ARC England Director Clive Parry’s response to the CQC State of Care Report 2022
When the CQC State of Care report was published last year I was a little surprised by the direct and unflinching language the regulator used to describe the challenges and issues the system is facing.
A year on, the issues are worse, not better, and the language and tone of this report describes the range of pressures the system and people working within it are facing every day in even more robust terms.
In this year’s report, some of the poorer learning disability and autism services that are provided by some operators are mentioned specifically and ARC England is grateful to the regulator for the opportunity to be part of the Supported Living Improvement Coalition which was set up to tackle these.
The Coalition is led by people who are or could be affected by poor Supported Living services and meets regularly to discuss and agree the actions that are needed to create change.
We are able to use the many examples of great person-centred care that our members tell us about every week to inform our input at Coalition meetings and being able to draw on the ways we know that these examples create more choice and control for supported people has been really helpful in discussions about what good looks like.

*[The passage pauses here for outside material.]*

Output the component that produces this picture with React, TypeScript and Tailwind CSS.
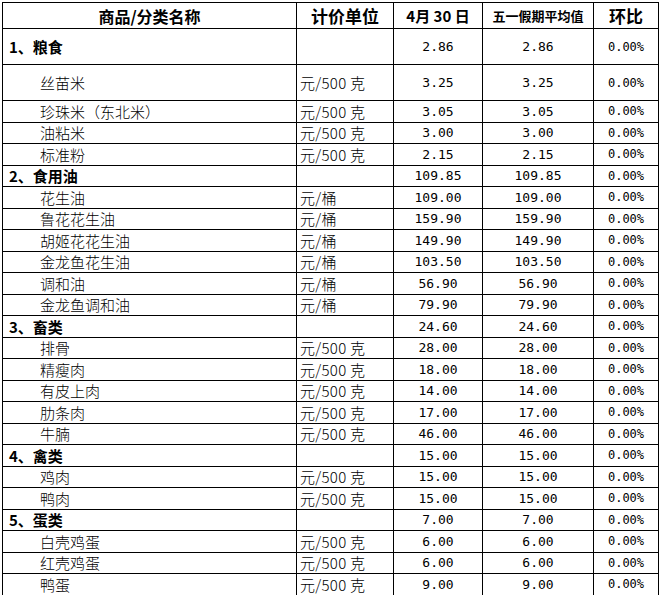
import React from "react"

type Row = {
  name: string
  unit?: string
  day: string
  avg: string
  ratio: string
  category?: boolean
  tall?: boolean
}

const rows: Row[] = [
  { name: "1、粮食", day: "2.86", avg: "2.86", ratio: "0.00%", category: true, tall: true },
  { name: "丝苗米", unit: "元/500 克", day: "3.25", avg: "3.25", ratio: "0.00%", tall: true },
  { name: "珍珠米（东北米）", unit: "元/500 克", day: "3.05", avg: "3.05", ratio: "0.00%" },
  { name: "油粘米", unit: "元/500 克", day: "3.00", avg: "3.00", ratio: "0.00%" },
  { name: "标准粉", unit: "元/500 克", day: "2.15", avg: "2.15", ratio: "0.00%" },
  { name: "2、食用油", day: "109.85", avg: "109.85", ratio: "0.00%", category: true },
  { name: "花生油", unit: "元/桶", day: "109.00", avg: "109.00", ratio: "0.00%" },
  { name: "鲁花花生油", unit: "元/桶", day: "159.90", avg: "159.90", ratio: "0.00%" },
  { name: "胡姬花花生油", unit: "元/桶", day: "149.90", avg: "149.90", ratio: "0.00%" },
  { name: "金龙鱼花生油", unit: "元/桶", day: "103.50", avg: "103.50", ratio: "0.00%" },
  { name: "调和油", unit: "元/桶", day: "56.90", avg: "56.90", ratio: "0.00%" },
  { name: "金龙鱼调和油", unit: "元/桶", day: "79.90", avg: "79.90", ratio: "0.00%" },
  { name: "3、畜类", day: "24.60", avg: "24.60", ratio: "0.00%", category: true },
  { name: "排骨", unit: "元/500 克", day: "28.00", avg: "28.00", ratio: "0.00%" },
  { name: "精瘦肉", unit: "元/500 克", day: "18.00", avg: "18.00", ratio: "0.00%" },
  { name: "有皮上肉", unit: "元/500 克", day: "14.00", avg: "14.00", ratio: "0.00%" },
  { name: "肋条肉", unit: "元/500 克", day: "17.00", avg: "17.00", ratio: "0.00%" },
  { name: "牛腩", unit: "元/500 克", day: "46.00", avg: "46.00", ratio: "0.00%" },
  { name: "4、禽类", day: "15.00", avg: "15.00", ratio: "0.00%", category: true },
  { name: "鸡肉", unit: "元/500 克", day: "15.00", avg: "15.00", ratio: "0.00%" },
  { name: "鸭肉", unit: "元/500 克", day: "15.00", avg: "15.00", ratio: "0.00%" },
  { name: "5、蛋类", day: "7.00", avg: "7.00", ratio: "0.00%", category: true },
  { name: "白壳鸡蛋", unit: "元/500 克", day: "6.00", avg: "6.00", ratio: "0.00%" },
  { name: "红壳鸡蛋", unit: "元/500 克", day: "6.00", avg: "6.00", ratio: "0.00%" },
  { name: "鸭蛋", unit: "元/500 克", day: "9.00", avg: "9.00", ratio: "0.00%" },
]

const cjk = "font-['Noto_Sans_CJK_SC',sans-serif]"
const mono = "font-['DejaVu_Sans_Mono','Noto_Sans_CJK_SC',monospace]"

export default function App() {
  return (
    <div className="w-[661px] h-[595px] overflow-hidden bg-white pt-[2px] pl-[2px] text-black">
      <table className={`table-fixed border-collapse w-[656px] ${cjk}`}>
        <colgroup>
          <col className="w-[294px]" />
          <col className="w-[97px]" />
          <col className="w-[89px]" />
          <col className="w-[111px]" />
          <col className="w-[65px]" />
        </colgroup>
        <thead>
          <tr className="h-[26px]">
            <th className="border border-black text-[16px] font-bold leading-none text-center p-0">商品/分类名称</th>
            <th className="border border-black text-[17px] font-bold leading-none text-center p-0">计价单位</th>
            <th className="border border-black text-[15px] font-bold leading-none text-center p-0">4月 30 日</th>
            <th className="border border-black text-[13px] font-bold leading-none text-center p-0">五一假期平均值</th>
            <th className="border border-black text-[17px] font-bold leading-none text-center p-0">环比</th>
          </tr>
        </thead>
        <tbody>
          {rows.map((r) => (
            <tr key={r.name} className={r.tall ? "h-[36px]" : "h-[21.5px]"}>
              <td
                className={`border border-black p-0 leading-none whitespace-nowrap ${
                  r.category ? "pl-[6px] text-[15px] font-bold" : "pl-[37px] text-[15px] font-light"
                }`}
              >
                {r.name}
              </td>
              <td className="border border-black p-0 pl-[3px] text-[15px] font-light leading-none whitespace-nowrap tracking-[0.3px]">
                {r.unit ?? ""}
              </td>
              <td className={`border border-black p-0 text-center text-[13px] leading-none ${mono}`}>{r.day}</td>
              <td className={`border border-black p-0 text-center text-[13px] leading-none ${mono}`}>{r.avg}</td>
              <td className={`border border-black p-0 text-center text-[12px] leading-none ${mono}`}>{r.ratio}</td>
            </tr>
          ))}
        </tbody>
      </table>
    </div>
  )
}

It is commendable that the CQC has made the decision to act to address the examples of poor care and support that inspectors are reporting when a provider has found a way to circumvent existing registration and regulation and has been commissioned to deliver support it is not qualified to provide.
However, the report published today is very clearly making the case for a broader and much more strategic Government-led solution to the problems in the system that are making life for supported people, their families and for people trying to provide high-quality person-centred care and support so hard.
That things are worse now than they were a year ago is shameful and we can only hope that if and when they read this report, the relevant Ministers, the Secretary of State and the Chancellor realise that it is for them to act and to act now.